Joy Christian wrote:
You can find the above comments from Einstein on page 89 of the collection of papers by Shimony, cited as Ref. [6] in my paper.
Please give me the reference to the original paper by Shimony. The Cambridge University Press book you refer to is only available in hard-cover, costs maybe 100 Euro and will take time to get hold of.
In the meantime, I can only quote Bohr: "How wonderful that we have met with a paradox. Now we have some hope of making progress.".
I am certain, for many reasons, that Bell's theorem is not homologous to von Neumann's failed proof. We must be careful to distinguish quantum dogma (the pronouncement "thou shalt not..." uttered by the high priests of quantum physics) from the bare facts predicted by core quantum theory, and moreover confirmed experimentally. Secondly, when discussing hidden variables models, we must remember that a hidden variables theory as envisaged by Einstein would be a classical-like theory which underlay quantum theory, thus making the same (or at least, experimentally indistinguishable) predictions as quantum theory. So if quantum theory predicts that the sum of the expectation values of two observables is equal to the expectation value of a third, then any hidden variable theory which actually does reproduce (accurately enough) quantum theory, must satisfy the same rule (or at least, satisfy it, to a close approximation).

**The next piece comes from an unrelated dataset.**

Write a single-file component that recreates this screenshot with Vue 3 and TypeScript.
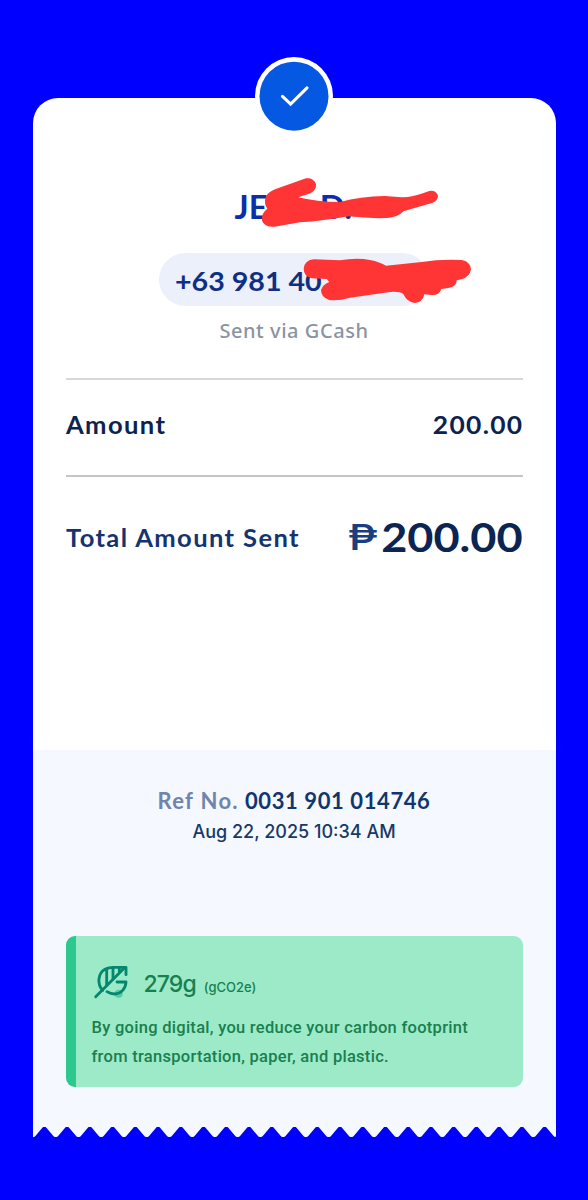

It seems to me that Einstein's argument is wrong. The linearity does have to hold. It is something else which goes wrong. We have made an interesting discovery. Our idol was not always right...
So far you are just quoting authority to support your point of view. You are not responding to my argument. A true scientist does not accept things on the authority of great scientists (or great religious authorities) of the past. A true scientist accepts things on the basis of logical argument and empirical observation.
Added a short time later:
Einstein says that the linearity of expectation values supposed to hold in quantum theory need only hold under states which exist in quantum theory. That is true, but that is not the issue here. Moreover, he is careless in his words. The linearity of what? We must distinguish carefully between objects existing in certain mathematical theories. The theories are different. They correspond in some way to things observed in nature but they are not the same as those things. This is a typical mistake of physicists, to get reality mixed up with the abstract (formal, mathematical) objects in the language (mathematics) they use to describe reality.
In a hidden variable theory, the true state of nature is described by further, presently un-observable, variables. Einstein says that when you further condition on those variables, the additivity between the things which underly those observables need no longer hold. The point is, the quantum observable is not the same thing as the values observed when the observable is measured. In my spin example, sigma_x + sigma_z = sqrt 2 sigma_u is an identity relating three self-adjoint observables. Suppose we came up with a hidden variables theory for the three spins, which stated that on measuring any of those observables, we merely observe the value of a pre-existing random variable (ie a function of the true underlying state of the system). Then there would exist three random variables on a single probability space such that the probability distribution of any one of the three was the probability distribution of the outcomes of measuring the corresponding observable. Call these three random variables X, Z, and U. The three random variables would have to take the values +/-1 only with probabilities which can be deduced from their three expectation values trace rho sigma_x etc.
It would have to be the case that E(X) + E(Z) = E(sqrt 2 . U). As I already said, please check yourself that trace(rho sigma_x) + trace(rho sigma_z) = sqrt 2 trace(rho sigma_u). The linearity does hold, both in the hidden variables theory and in quantum theory! The problem is that the sum of two random variables taking the values +/-1 is a random variable taking the values -2, 0, and +2; while sqrt 2 U is a random variable taking the values +/- sqrt 2.